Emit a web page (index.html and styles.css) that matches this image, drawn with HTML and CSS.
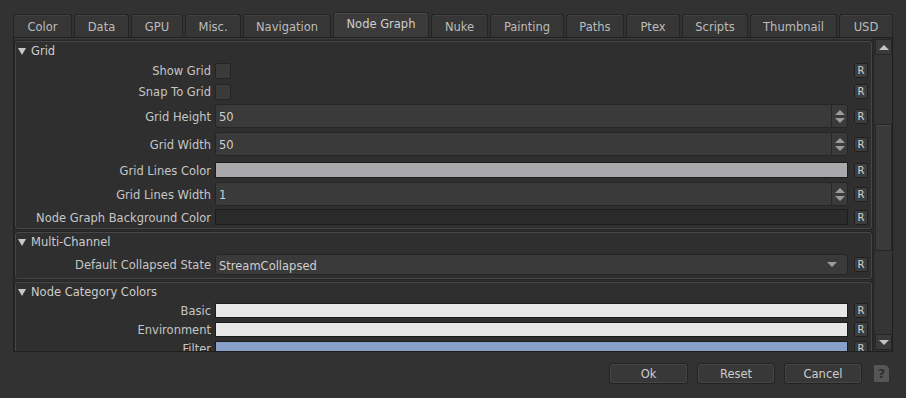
FILE: index.html
```html
<!DOCTYPE html>
<html lang="en">
<head>
    <meta charset="UTF-8">
    <title>Preferences</title>
    <link rel="stylesheet" href="styles.css">
</head>
<body>
    <div class="dialog">
        <div class="tabs">
            <div class="tab">Color</div>
            <div class="tab">Data</div>
            <div class="tab">GPU</div>
            <div class="tab">Misc.</div>
            <div class="tab">Navigation</div>
            <div class="tab active">Node Graph</div>
            <div class="tab">Nuke</div>
            <div class="tab">Painting</div>
            <div class="tab">Paths</div>
            <div class="tab">Ptex</div>
            <div class="tab">Scripts</div>
            <div class="tab">Thumbnail</div>
            <div class="tab">USD</div>
        </div>

        <div class="pane">
            <div class="scroll">
                <div class="group">
                    <div class="group-head"><span class="arrow"></span>Grid</div>
                    <div class="row h21">
                        <div class="label">Show Grid</div>
                        <div class="field"><div class="check"></div></div>
                        <div class="reset">R</div>
                    </div>
                    <div class="row h21">
                        <div class="label">Snap To Grid</div>
                        <div class="field"><div class="check"></div></div>
                        <div class="reset">R</div>
                    </div>
                    <div class="row h28">
                        <div class="label">Grid Height</div>
                        <div class="field">
                            <div class="number"><span class="value">50</span><div class="spin"><i class="up"></i><i class="down"></i></div></div>
                        </div>
                        <div class="reset">R</div>
                    </div>
                    <div class="row h28">
                        <div class="label">Grid Width</div>
                        <div class="field">
                            <div class="number"><span class="value">50</span><div class="spin"><i class="up"></i><i class="down"></i></div></div>
                        </div>
                        <div class="reset">R</div>
                    </div>
                    <div class="row h24">
                        <div class="label">Grid Lines Color</div>
                        <div class="field"><div class="swatch grey"></div></div>
                        <div class="reset">R</div>
                    </div>
                    <div class="row h24">
                        <div class="label">Grid Lines Width</div>
                        <div class="field">
                            <div class="number"><span class="value">1</span><div class="spin"><i class="up"></i><i class="down"></i></div></div>
                        </div>
                        <div class="reset">R</div>
                    </div>
                    <div class="row h22">
                        <div class="label">Node Graph Background Color</div>
                        <div class="field"><div class="swatch dark"></div></div>
                        <div class="reset">R</div>
                    </div>
                </div>

                <div class="group">
                    <div class="group-head"><span class="arrow"></span>Multi-Channel</div>
                    <div class="row h27">
                        <div class="label">Default Collapsed State</div>
                        <div class="field">
                            <div class="combo"><span class="value">StreamCollapsed</span><i class="drop"></i></div>
                        </div>
                        <div class="reset">R</div>
                    </div>
                </div>

                <div class="group">
                    <div class="group-head"><span class="arrow"></span>Node Category Colors</div>
                    <div class="row h19">
                        <div class="label">Basic</div>
                        <div class="field"><div class="swatch small white"></div></div>
                        <div class="reset">R</div>
                    </div>
                    <div class="row h19">
                        <div class="label">Environment</div>
                        <div class="field"><div class="swatch small white"></div></div>
                        <div class="reset">R</div>
                    </div>
                    <div class="row h19">
                        <div class="label">Filter</div>
                        <div class="field"><div class="swatch small blue"></div></div>
                        <div class="reset">R</div>
                    </div>
                </div>
            </div>

            <div class="scrollbar">
                <div class="sb-btn"><i class="sb-up"></i></div>
                <div class="track"><div class="handle"></div></div>
                <div class="sb-btn"><i class="sb-down"></i></div>
            </div>
        </div>

        <div class="footer">
            <button class="btn">Ok</button>
            <button class="btn">Reset</button>
            <button class="btn">Cancel</button>
            <div class="help">?</div>
        </div>
    </div>
</body>
</html>
```

FILE: styles.css
```css
body {
    margin: 0;
    background-color: #323232;
    font-family: "DejaVu Sans", Verdana, sans-serif;
    font-size: 11.5px;
    color: #c6c6c6;
}

.dialog {
    width: 906px;
    height: 398px;
    display: flex;
    flex-direction: column;
}

/* tab bar */
.tabs {
    display: flex;
    align-items: flex-end;
    gap: 2px;
    height: 25px;
    padding: 12px 13px 0;
}

.tab {
    box-sizing: border-box;
    height: 23px;
    padding: 1px 0 0;
    flex: 0 0 auto;
    display: flex;
    align-items: center;
    justify-content: center;
    white-space: nowrap;
    background-color: #363636;
    border: 1px solid #252525;
    border-bottom: none;
    border-radius: 3px 3px 0 0;
    box-shadow: inset 0 1px 0 #424242;
    color: #bcbcbc;
}

.tab:nth-child(1) { width: 59px; }
.tab:nth-child(2) { width: 55px; }
.tab:nth-child(3) { width: 52px; }
.tab:nth-child(4) { width: 56px; }
.tab:nth-child(5) { width: 88px; }
.tab:nth-child(6) { width: 96px; }
.tab:nth-child(7) { width: 57px; }
.tab:nth-child(8) { width: 74px; }
.tab:nth-child(9) { width: 58px; }
.tab:nth-child(10) { width: 54px; }
.tab:nth-child(11) { width: 66px; }
.tab:nth-child(12) { width: 87px; }
.tab:nth-child(13) { width: 54px; }

.tab.active {
    height: 25px;
    padding-top: 0;
    padding-bottom: 2px;
    background-color: #3b3b3b;
    color: #cfcfcf;
    box-shadow: inset 0 1px 0 #4a4a4a;
}

/* main pane */
.pane {
    box-sizing: border-box;
    height: 315px;
    margin: 0 13px;
    display: flex;
    background-color: #2e2e2e;
    border: 1px solid #1f1f1f;
    box-shadow: inset 0 1px 0 #3c3c3c;
}

.scroll {
    flex: 1;
    overflow: hidden;
    padding: 3px 1px 0 1px;
}

.group {
    border: 1px solid #464646;
    border-radius: 3px;
    box-shadow: 0 0 0 1px #262626;
    margin-bottom: 3px;
    background-color: #2f2f2f;
}

.group + .group {
    margin-top: 1px;
}

.group-head {
    height: 18px;
    display: flex;
    align-items: center;
    padding-left: 2px;
    color: #cdcdcd;
}

.arrow {
    width: 0;
    height: 0;
    border-left: 4px solid transparent;
    border-right: 4px solid transparent;
    border-top: 7px solid #c8c8c8;
    margin-right: 5px;
}

.row {
    display: flex;
    align-items: center;
    gap: 4px;
    padding-right: 3px;
}

.h19 { height: 19px; }
.h21 { height: 21px; }
.h22 { height: 22px; }
.h24 { height: 24px; }
.h27 { height: 27px; }
.h28 { height: 28px; }

.label {
    width: 195px;
    padding-top: 1px;
    text-align: right;
    white-space: nowrap;
}

.field {
    flex: 1;
    display: flex;
    margin-right: 2px;
}

.check {
    width: 14px;
    height: 14px;
    background-color: #3a3a3a;
    border: 1px solid #242424;
    border-radius: 2px;
}

.number,
.combo {
    flex: 1;
    box-sizing: border-box;
    display: flex;
    align-items: center;
    background-color: #3a3a3a;
    border: 1px solid #252525;
    border-radius: 3px;
}

.number {
    height: 24px;
}

.combo {
    height: 21px;
}

.value {
    flex: 1;
    padding-left: 3px;
    padding-top: 2px;
    color: #cfcfcf;
}

.spin {
    width: 15px;
    height: 100%;
    border-left: 1px solid #262626;
    display: flex;
    flex-direction: column;
    justify-content: center;
    align-items: center;
    gap: 3px;
}

.up,
.sb-up {
    width: 0;
    height: 0;
    border-left: 5px solid transparent;
    border-right: 5px solid transparent;
    border-bottom: 5px solid #9b9b9b;
}

.down,
.drop,
.sb-down {
    width: 0;
    height: 0;
    border-left: 5px solid transparent;
    border-right: 5px solid transparent;
    border-top: 5px solid #9b9b9b;
}

.drop {
    margin-right: 10px;
}

.swatch {
    flex: 1;
    height: 14px;
    border: 1px solid #1c1c1c;
}

.swatch.small {
    height: 13px;
}

.grey { background-color: #a9a9ac; }
.dark { background-color: #2b2b2b; }
.white { background-color: #e8e8e8; }
.blue { background-color: #89a0c9; }

.reset {
    box-sizing: border-box;
    width: 14px;
    height: 15px;
    background-color: #3d3d3d;
    border: 1px solid #202020;
    border-radius: 2px;
    font-size: 10px;
    line-height: 13px;
    text-align: center;
    color: #d2d2d2;
}

/* scrollbar */
.scrollbar {
    width: 17px;
    display: flex;
    flex-direction: column;
    padding: 1px 0 1px 1px;
    border-left: 1px solid #262626;
    background-color: #303030;
}

.sb-btn {
    box-sizing: border-box;
    height: 16px;
    display: flex;
    align-items: center;
    justify-content: center;
    background-color: #3a3a3a;
    border: 1px solid #262626;
}

.sb-up,
.sb-down {
    border-bottom-color: #c4c4c4;
    border-top-color: #c4c4c4;
}

.track {
    flex: 1;
    background-color: #353535;
}

.handle {
    box-sizing: border-box;
    height: 127px;
    margin-top: 69px;
    background-color: #3a3a3a;
    border: 1px solid #262626;
    box-shadow: inset 0 1px 0 #4a4a4a;
}

/* footer */
.footer {
    display: flex;
    align-items: center;
    justify-content: flex-end;
    gap: 9px;
    padding: 11px 17px 0 0;
}

.btn {
    width: 78px;
    height: 21px;
    padding: 0;
    font-family: inherit;
    font-size: 11.5px;
    color: #cdcdcd;
    background-color: #383838;
    border: 1px solid #232323;
    border-radius: 3px;
    box-shadow: inset 0 0 0 1px #454545;
}

.btn:first-child {
    width: 79px;
}

.help {
    width: 15px;
    height: 17px;
    margin-left: 3px;
    background-color: #565656;
    border-radius: 1px 5px 1px 1px;
    color: #2f2f2f;
    font-weight: bold;
    font-size: 13px;
    line-height: 17px;
    text-align: center;
}
```
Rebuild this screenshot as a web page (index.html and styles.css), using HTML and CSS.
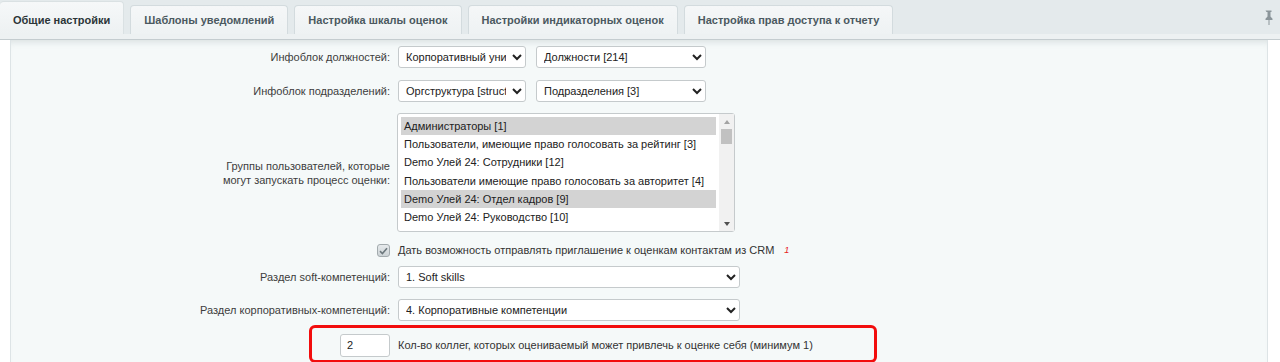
FILE: index.html
```html
<!DOCTYPE html>
<html lang="ru">
<head>
  <meta charset="UTF-8" />
  <title>Настройки модуля</title>
  <link rel="stylesheet" href="styles.css">
</head>
<body>

<div class="tabs">
  <div class="tab tab-active">Общие настройки</div>
  <div class="tab">Шаблоны уведомлений</div>
  <div class="tab">Настройка шкалы оценок</div>
  <div class="tab">Настройки индикаторных оценок</div>
  <div class="tab">Настройка прав доступа к отчету</div>
  <span class="pin">
    <svg width="9" height="15" viewBox="0 0 9 15">
      <path d="M1.5 0.5h6v1.5h-1v4.5l2 2.2v1.3h-3v5h-1v-5h-3v-1.3l2-2.2v-4.5h-1z" fill="#8b959a"/>
    </svg>
  </span>
</div>
<div class="tabs-line"></div>

<div class="content">
  <div class="panel">

    <div class="row row-select">
      <div class="cell-l">Инфоблок должностей:</div>
      <div class="cell-r">
        <select class="sel sel-short">
          <option>Корпоративный университет [corp]</option>
        </select>
        <select class="sel sel-mid">
          <option>Должности [214]</option>
        </select>
      </div>
    </div>

    <div class="row row-select">
      <div class="cell-l">Инфоблок подразделений:</div>
      <div class="cell-r">
        <select class="sel sel-short">
          <option>Оргструктура [structure]</option>
        </select>
        <select class="sel sel-mid">
          <option>Подразделения [3]</option>
        </select>
      </div>
    </div>

    <div class="row row-list">
      <div class="cell-l">Группы пользователей, которые<br>могут запускать процесс оценки:</div>
      <div class="cell-r">
        <div class="listbox">
          <div class="list-pad">
            <div class="list-items">
              <div class="opt opt-selected">Администраторы [1]</div>
              <div class="opt">Пользователи, имеющие право голосовать за рейтинг [3]</div>
              <div class="opt">Demo Улей 24: Сотрудники [12]</div>
              <div class="opt">Пользователи имеющие право голосовать за авторитет [4]</div>
              <div class="opt opt-selected">Demo Улей 24: Отдел кадров [9]</div>
              <div class="opt">Demo Улей 24: Руководство [10]</div>
            </div>
          </div>
          <div class="scrollbar">
            <span class="arrow arrow-up"></span>
            <div class="track"><div class="thumb"></div></div>
            <span class="arrow arrow-down"></span>
          </div>
        </div>
      </div>
    </div>

    <div class="row row-check">
      <div class="cell-l">
        <span class="checkbox">
          <svg width="9" height="8" viewBox="0 0 9 8">
            <path d="M1 4.2l2.4 2.3L8 1.2" fill="none" stroke="#6c787d" stroke-width="1.6"/>
          </svg>
        </span>
      </div>
      <div class="cell-r">Дать возможность отправлять приглашение к оценкам контактам из CRM <sup class="note">1</sup></div>
    </div>

    <div class="row row-select row-soft">
      <div class="cell-l">Раздел soft-компетенций:</div>
      <div class="cell-r">
        <select class="sel sel-long">
          <option>1. Soft skills</option>
        </select>
      </div>
    </div>

    <div class="row row-select row-corp">
      <div class="cell-l">Раздел корпоративных-компетенций:</div>
      <div class="cell-r">
        <select class="sel sel-long">
          <option>4. Корпоративные компетенции</option>
        </select>
      </div>
    </div>

    <div class="highlight">
      <input class="num" type="text" value="2">
      <span>Кол-во коллег, которых оцениваемый может привлечь к оценке себя (минимум 1)</span>
    </div>

  </div>
</div>

</body>
</html>
```

FILE: styles.css
```css
* {
  box-sizing: border-box;
}

body {
  margin: 0;
  background: #fff;
  font-family: "Liberation Sans", Arial, sans-serif;
  font-size: 11px;
  color: #333;
  overflow: hidden;
}

/* tabs */

.tabs {
  display: flex;
  align-items: flex-end;
  gap: 6px;
  height: 34px;
  background: #e4eaec;
}

.tab {
  height: 29px;
  padding: 0 13px;
  line-height: 28px;
  font-weight: bold;
  font-size: 11px;
  color: #4b5960;
  background: linear-gradient(#f5f7f8, #eef2f3);
  border: 1px solid #d3dbde;
  border-bottom: none;
  border-radius: 4px 4px 0 0;
  white-space: nowrap;
}

.tab-active {
  height: 33px;
  line-height: 36px;
  color: #2b3538;
  background: linear-gradient(#f6f8f9, #edf1f2);
  border-left: none;
  border-color: #dae1e3;
}

.pin {
  margin-left: auto;
  margin-right: 7px;
  align-self: center;
  display: flex;
}

.tabs-line {
  height: 6px;
  background: #edf1f2;
  border-bottom: 1px solid #c4cccf;
}

/* content */

.content {
  padding: 0 12px 0 10px;
}

.panel {
  background: #f5f9f9;
  border-left: 1px solid #dde4e6;
  border-right: 1px solid #dde4e6;
  box-shadow: inset 0 7px 7px -5px rgba(90, 110, 118, 0.18);
  min-height: 330px;
}

.row {
  display: flex;
  align-items: center;
}

.cell-l {
  width: 379px;
  flex: none;
  text-align: right;
  color: #3d3d3d;
  line-height: 14px;
}

.cell-r {
  margin-left: 8px;
  display: flex;
  align-items: center;
  gap: 10px;
  color: #333;
}

.row-select {
  padding: 6px 0;
}

.row-soft {
  padding: 4px 0 6px;
}

.row-corp {
  padding: 5px 0 4px;
}

.sel {
  height: 22px;
  padding: 0 3px;
  font-family: "Liberation Sans", Arial, sans-serif;
  font-size: 11px;
  color: #222;
  background: #fff;
  border: 1px solid #c5cacc;
  border-radius: 3px;
}

.sel-short {
  width: 128px;
}

.sel-mid {
  width: 170px;
}

.sel-long {
  width: 342px;
}

/* groups list */

.row-list {
  padding: 5px 0 6px;
}

.row-list .cell-r {
  margin-left: 7px;
}

.listbox {
  display: flex;
  width: 338px;
  height: 119px;
  background: #fff;
  border: 1px solid #c5cacc;
  border-radius: 3px;
  color: #222;
}

.list-pad {
  flex: 1;
  padding: 3px;
}

.list-items {
  height: 110px;
}

.opt {
  height: 18.2px;
  line-height: 18px;
  padding: 0 3px;
  white-space: nowrap;
}

.opt-selected {
  background: #d3d3d3;
}

.scrollbar {
  width: 15px;
  display: flex;
  flex-direction: column;
  align-items: center;
  background: #f1f1f1;
}

.arrow {
  flex: none;
  width: 0;
  height: 0;
  margin: 6px 0 5px;
  border-left: 3.5px solid transparent;
  border-right: 3.5px solid transparent;
}

.arrow-up {
  border-bottom: 4px solid #a3a3a3;
}

.arrow-down {
  border-top: 4px solid #505050;
}

.track {
  flex: 1;
  width: 100%;
  padding: 0 2px;
}

.thumb {
  height: 15px;
  background: #c1c1c1;
}

.row-check {
  height: 24px;
}

.checkbox {
  display: inline-flex;
  align-items: center;
  justify-content: center;
  width: 13px;
  height: 13px;
  vertical-align: middle;
  border: 1px solid #a3abae;
  border-radius: 3px;
  background: linear-gradient(#e6eaec, #ccd3d6);
}

.note {
  color: #e52222;
  font-size: 9px;
  font-style: italic;
  vertical-align: 6px;
  line-height: 0;
}

/* highlighted setting */

.highlight {
  display: flex;
  align-items: center;
  gap: 8px;
  width: 568px;
  height: 38px;
  margin-left: 298px;
  padding: 4px 0 2px 28px;
  border: 3px solid #f20d0d;
  border-radius: 6px;
  color: #333;
}

.num {
  width: 50px;
  height: 23px;
  padding: 0 6px;
  font-family: "Liberation Sans", Arial, sans-serif;
  font-size: 11px;
  color: #222;
  background: #fff;
  border: 1px solid #c5cacc;
  border-radius: 3px;
}
```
##########
## Problem
Copy all lines of the listing above that contain the string "page".

## Response to this exercise
Emit a web page (index.html and styles.css) that matches this image, drawn with HTML and CSS.
Rebuild this screenshot as a web page (index.html and styles.css), using HTML and CSS.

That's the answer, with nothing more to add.